A boa notícia (para nós) é que esse estado de coisas é insustentável. Para Soros, estamos assistindo à derrocada de um sistema iniciado com o Acordo de Bretton Woods, na II Guerra, que deu aos EUA o controle monetário global. A derrocada ocorre agora porque o próprio dólar está em crise e os EUA avacalharam a própria moeda nesse sistema capitalista desregulado no qual os bancos têm que ser salvos. Assim, a China, que não aderiu à Escola de Chicago, se manteve um país muito mais estável economicamente. O mundo deixaria de ser unipolar (com os EUA sendo o polo único) e passaria a ser multipolar (o jargão é esse mesmo.).

Uma última palavra sobre Popper, o professor de Soros. Na obra de dois tomos A sociedade aberta e os seus inimigos, um tomo se dedica a Platão e outro a Hegel. Popper odiava Platão por defender a mentira, e odiava Hegel por causa da sua concepção de Fim da História. No último capítulo da orba, Popper argumenta que qualquer doutrina que tente colocar a História como guia moral da humanidade – vício inaugurado por Hegel – cultiva a ética do sucesso: aquele código moral que vigorou “no final” é, ipso facto, o código correto. (Isto é literalmente progressismo: se é mais moderno, é superior e inexorável.) Contra a ética do sucesso, Popper defende a ética cristã.

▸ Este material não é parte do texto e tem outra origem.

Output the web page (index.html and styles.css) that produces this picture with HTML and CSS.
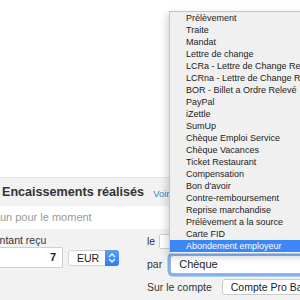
FILE: index.html
```html
<!DOCTYPE html>
<html lang="fr">
<head>
<meta charset="utf-8">
<title>Encaissements</title>
<link rel="stylesheet" href="styles.css">
</head>
<body>
<div class="top"></div>
<div class="panel">
  <div class="panel-head">
    <h2 class="title">Encaissements réalisés</h2>
    <a class="link">Voir</a>
  </div>
  <div class="empty">Aucun pour le moment</div>
  <div class="form">
    <div class="col-left">
      <div class="label">Montant reçu</div>
      <div class="amount-row">
        <div class="amount">7</div>
        <div class="currency">
          <span class="currency-text">EUR</span>
          <span class="stepper">
            <svg width="14" height="16" viewBox="0 0 14 16"><path d="M4.5 6.5 L7 4 L9.5 6.5 M4.5 9.5 L7 12 L9.5 9.5" fill="none" stroke="#fff" stroke-width="1.3" stroke-linecap="round" stroke-linejoin="round"/></svg>
          </span>
        </div>
      </div>
    </div>
    <div class="col-right">
      <div class="row row-date">
        <span class="label">le</span>
        <div class="date-box"></div>
      </div>
      <div class="row row-par">
        <span class="label">par</span>
        <div class="select-focus">Chèque</div>
      </div>
      <div class="row row-compte">
        <span class="label">Sur le compte</span>
        <div class="button">Compte Pro Banque</div>
      </div>
    </div>
  </div>
</div>
<ul class="menu">
  <li>Prélèvement</li>
  <li>Traite</li>
  <li>Mandat</li>
  <li>Lettre de change</li>
  <li>LCRa - Lettre de Change Relevé</li>
  <li>LCRna - Lettre de Change Relevé non acceptée</li>
  <li>BOR - Billet a Ordre Relevé</li>
  <li>PayPal</li>
  <li>iZettle</li>
  <li>SumUp</li>
  <li>Chèque Emploi Service</li>
  <li>Chèque Vacances</li>
  <li>Ticket Restaurant</li>
  <li>Compensation</li>
  <li>Bon d'avoir</li>
  <li>Contre-remboursement</li>
  <li>Reprise marchandise</li>
  <li>Prélèvement a la source</li>
  <li>Carte FID</li>
  <li class="active">Abondement employeur</li>
</ul>
</body>
</html>
```
FILE: styles.css
```css
html, body {
  margin: 0;
  padding: 0;
  width: 300px;
  height: 300px;
  overflow: hidden;
  background: #f2f2f2;
  font-family: "Liberation Sans", Arial, sans-serif;
  color: #333;
}
.top {
  height: 177px;
  background: #fff;
  border-bottom: 1px solid #e4e4e4;
}
.panel {
  margin-left: -22px;
  width: 360px;
  background: #f2f2f2;
}
.panel-head {
  height: 28px;
  display: flex;
  align-items: center;
  gap: 9px;
  padding-left: 24px;
}
.title {
  margin: 0;
  font-size: 12.6px;
  font-weight: bold;
  color: #333;
}
.link {
  font-size: 9.5px;
  color: #2f8ad0;
  padding-top: 2px;
}
.empty {
  height: 23px;
  line-height: 23px;
  background: #fff;
  padding-left: 3px;
  font-size: 11px;
  color: #9a9a9a;
}
.form {
  display: flex;
  padding-left: 7px;
  padding-top: 4px;
  height: 67px;
}
.label {
  font-size: 10.5px;
  color: #333;
  white-space: nowrap;
}
.col-left .label {
  height: 14px;
  line-height: 14px;
}
.amount-row {
  display: flex;
  align-items: center;
  gap: 5px;
}
.amount {
  width: 70px;
  height: 19px;
  background: #fff;
  border: 1px solid #cfcfcf;
  border-radius: 2px;
  text-align: right;
  padding-right: 6px;
  font-size: 11px;
  font-weight: bold;
  line-height: 19px;
  color: #222;
}
.currency {
  display: flex;
  align-items: center;
  width: 51px;
  height: 16px;
  background: #fff;
  border: 1px solid #d2d2d2;
  border-radius: 3px;
  box-sizing: border-box;
}
.currency-text {
  flex: 1;
  padding-left: 8px;
  font-size: 10.5px;
  color: #222;
}
.stepper {
  display: flex;
  width: 14px;
  height: 16px;
  margin-right: -1px;
  background: linear-gradient(#5a9df8, #2d7ef3);
  border-radius: 0 3px 3px 0;
}
.col-right {
  margin-left: 28px;
  display: flex;
  flex-direction: column;
}
.row {
  display: flex;
  align-items: center;
}
.row-date {
  height: 16px;
  gap: 4px;
}
.date-box {
  width: 60px;
  height: 13px;
  background: #fff;
  border: 1px solid #d0d0d0;
  border-radius: 2px;
}
.row-par {
  margin-top: 5px;
  height: 20px;
  gap: 8px;
}
.select-focus {
  width: 140px;
  height: 17px;
  line-height: 17px;
  background: #fff;
  border: 1px solid #9fb6d6;
  border-radius: 3px;
  padding-left: 8px;
  font-size: 11px;
  color: #222;
  box-shadow: 0 0 0 2.5px #7fb0f3;
}
.row-compte {
  margin-top: 4px;
  height: 17px;
  gap: 10px;
}
.button {
  height: 14px;
  line-height: 14px;
  background: #fff;
  border: 1px solid #cbcbcb;
  border-radius: 3px;
  padding-left: 8px;
  font-size: 10.5px;
  color: #222;
  white-space: nowrap;
}
.menu {
  position: absolute;
  left: 169px;
  top: 11px;
  width: 170px;
  margin: 0;
  padding: 0 0 1px 0;
  list-style: none;
  background: #f0f0f0;
  border: 1px solid #c4c4c4;
  box-shadow: -2px 3px 8px rgba(0, 0, 0, 0.18);
}
.menu li {
  height: 12px;
  line-height: 12px;
  padding-left: 16px;
  font-size: 9px;
  color: #1c1c1c;
  white-space: nowrap;
}
.menu li.active {
  background: #3c86f5;
  color: #fff;
}
```
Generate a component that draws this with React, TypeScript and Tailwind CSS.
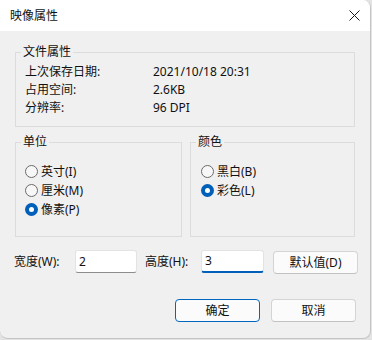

Popper nega ainda que se possa usar a História como guia moral porque é impossível, para ele, escrever uma História Universal. Ao se fazer isso, fala-se somente de uns poucos; de uma minoria da humanidade. Para uma História ser universal, Popper diz que ela teria de tratar da biografia de cada alma humana – mas ela não trata senão de política e de políticos, um assunto bem sujo e que está longe de atrair o melhor dos homens.

Como cristão (não calvinista), Popper pretende estabelecer que Cristo estava certo mesmo que terminasse na cruz; que o poder temporal de Roma não significava nada para definir certo ou errado; e que mesmo que Roma esmagasse os apóstolos Cristo estava certo. Por isso ele é contra a “ética do sucesso”. E eis como ele descreve o tipo de ética defendida pelos adoradores do sucesso: “Faremos sacrifícios, dizem, mas em consequência obteremos honra e fama. Tornar-nos-emos ‘protagonistas’, heróis no Palco da História; por um pequeno risco, obteremos grandes recompensas. Esta é a duvidosa moralidade de um período em que apenas uma delgada minoria importava e que ninguém dava atenção ao povo comum. É a moralidade daqueles que, sendo aristocratas políticos ou intelectuais, têm o poder de entrar para os compêndios de história. […] O incontável número de homens que são inteiramente dignos quanto esses poucos, ou mais ainda, ficará sempre esquecido.” Popper jamais imaginaria que sua obra seria usada para sacralizar minorias em detrimento do povo comum (amiúde chamado de fascista e até de racista graças à cor da pele), nem para formar militantes que exaltam o "protagonismo".